Unique values: [1 2 3 4 5]
Unique values and their counts: [1 2 3 4 5] - [1 2 3 1 2]

Explanation:

The code demonstrates finding unique values and their counts in an array with repeated elements.

12. np.sort

This function sorts the elements of a NumPy array in ascending order.

Syntax:

np.sort(array, axis=-1, kind='quicksort', order=None)

Parameters:

  • array: The NumPy array you want to sort.
  • axis: An optional integer specifying the axis along which to sort. By default, it sorts along the last axis (-1).
  • kind: An optional string indicating the sorting algorithm to use. Options include 'quicksort', 'mergesort', 'heapsort', etc.
  • order: An optional sequence of field names to sort by. This is relevant for structured arrays.

Return Value:

  • A sorted copy of the array. The original array is not modified.

Example:

import numpy as np

# Create an unsorted array
data = np.array([5, 2, 8, 1, 9])

# Sort the array
sorted_data = np.sort(data)

print(f"Sorted array: {sorted_data}")

Output:

Sorted array: [1 2 5 8 9]

Explanation:

The code demonstrates sorting an array in ascending order.

Conclusion

This guide has explored a range of essential NumPy functions for exploratory data analysis.

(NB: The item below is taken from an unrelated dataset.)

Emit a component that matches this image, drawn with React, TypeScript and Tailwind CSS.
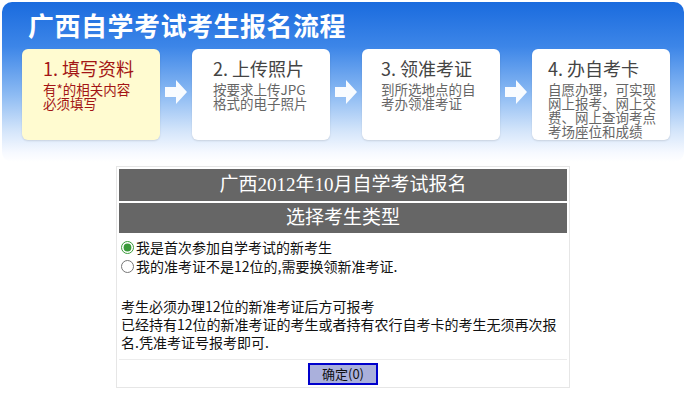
import React from 'react';

const sans = { fontFamily: '"Noto Sans CJK SC", "Liberation Sans", sans-serif' };

type Step = { title: string; lines: string[]; active?: boolean; pad: string };

const steps: Step[] = [
  { title: '1. 填写资料', lines: ['有*的相关内容', '必须填写'], active: true, pad: 'pl-[21px]' },
  { title: '2. 上传照片', lines: ['按要求上传JPG', '格式的电子照片'], pad: 'pl-[21px]' },
  { title: '3. 领准考证', lines: ['到所选地点的自', '考办领准考证'], pad: 'pl-[19px]' },
  { title: '4. 办自考卡', lines: ['自愿办理，可实现', '网上报考、网上交', '费、网上查询考点', '考场座位和成绩'], pad: 'pl-[16px]' },
];

function Arrow() {
  return (
    <div className="flex w-[32px] shrink-0 justify-center pt-[30px]">
      <svg width="24" height="26" viewBox="0 0 24 26">
        <path d="M1 8 H12 V1 L23 13 L12 25 V18 H1 Z" fill="#ffffff" fillOpacity="0.95" />
      </svg>
    </div>
  );
}

function StepBox({ step }: { step: Step }) {
  return (
    <div
      className={`h-[91px] w-[138px] shrink-0 rounded-[6px] pt-[7px] ${step.pad} ${
        step.active ? 'bg-[#fffbd0] text-[#a31515]' : 'bg-white text-[#555]'
      } shadow-[0_1px_2px_rgba(0,0,0,0.12)]`}
    >
      <div className={`text-[18px] leading-[24px] ${step.active ? '' : 'text-[#444]'}`}>{step.title}</div>
      <div className={`mt-[2px] text-[13.5px] leading-[14px] ${step.active ? '' : 'text-[#666]'}`}>
        {step.lines.map((l) => (
          <div key={l} className="whitespace-nowrap">{l}</div>
        ))}
      </div>
    </div>
  );
}

export default function App() {
  return (
    <div className="h-[404px] w-[686px] overflow-hidden bg-white" style={sans}>
      <div className="mx-[2px] mt-[2px] h-[160px] rounded-[10px] bg-[linear-gradient(180deg,#1a6bde_0%,#3d86e8_28%,#8dbbf3_58%,#d2e4fa_80%,#f6f9ff_94%,#ffffff_100%)] px-[20px]">
        <h1 className="pl-[6px] pt-[6px] text-[26px] font-bold leading-[34px] tracking-[0.5px] text-white">
          广西自学考试考生报名流程
        </h1>
        <div className="mt-[7px] flex items-start">
          {steps.map((s, i) => (
            <React.Fragment key={s.title}>
              {i > 0 && <Arrow />}
              <StepBox step={s} />
            </React.Fragment>
          ))}
        </div>
      </div>

      <div className="mx-auto mt-[4px] w-[454px] border border-[#e6e6e6] p-[2px]">
        <div
          className="flex h-[32px] items-center justify-center bg-[#666666] text-[19px] text-white"
          style={{ fontFamily: '"Liberation Serif", "Noto Sans CJK SC", serif' }}
        >
          广西2012年10月自学考试报名
        </div>
        <div
          className="mt-[2px] flex h-[30px] items-center justify-center bg-[#666666] text-[19px] text-white"
          style={{ fontFamily: '"Liberation Serif", "Noto Sans CJK SC", serif' }}
        >
          选择考生类型
        </div>
        <div className="px-[2px] pt-[5px] text-[14px] leading-[19px] text-[#111]">
          <label className="flex items-center gap-[2px]">
            <input type="radio" name="t" defaultChecked className="m-0 h-[13px] w-[13px] accent-[#3a9a3a]" />
            <span>我是首次参加自学考试的新考生</span>
          </label>
          <label className="flex items-center gap-[2px]">
            <input type="radio" name="t" className="m-0 h-[13px] w-[13px]" />
            <span>我的准考证不是12位的,需要换领新准考证.</span>
          </label>
          <div className="mt-[21px] leading-[18px]">
            <div>考生必须办理12位的新准考证后方可报考</div>
            <div className="whitespace-nowrap">已经持有12位的新准考证的考生或者持有农行自考卡的考生无须再次报</div>
            <div>名.凭准考证号报考即可.</div>
          </div>
        </div>
        <div className="mt-[8px] flex justify-center border-t border-[#ececec] pt-[3px]">
          <button className="h-[22px] w-[70px] border-2 border-[#0000cc] bg-[#aab0dc] text-[13px] leading-[18px] text-[#111]">
            确定(0)
          </button>
        </div>
      </div>
    </div>
  );
}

These functions empower you to examine data distributions, identify trends, and uncover meaningful insights from your datasets. Remember, NumPy is the bedrock of many scientific Python libraries, making it an indispensable tool for data scientists and analysts. As you delve deeper into data analysis, you'll find yourself leveraging the power of NumPy to process, manipulate, and extract knowledge from your data.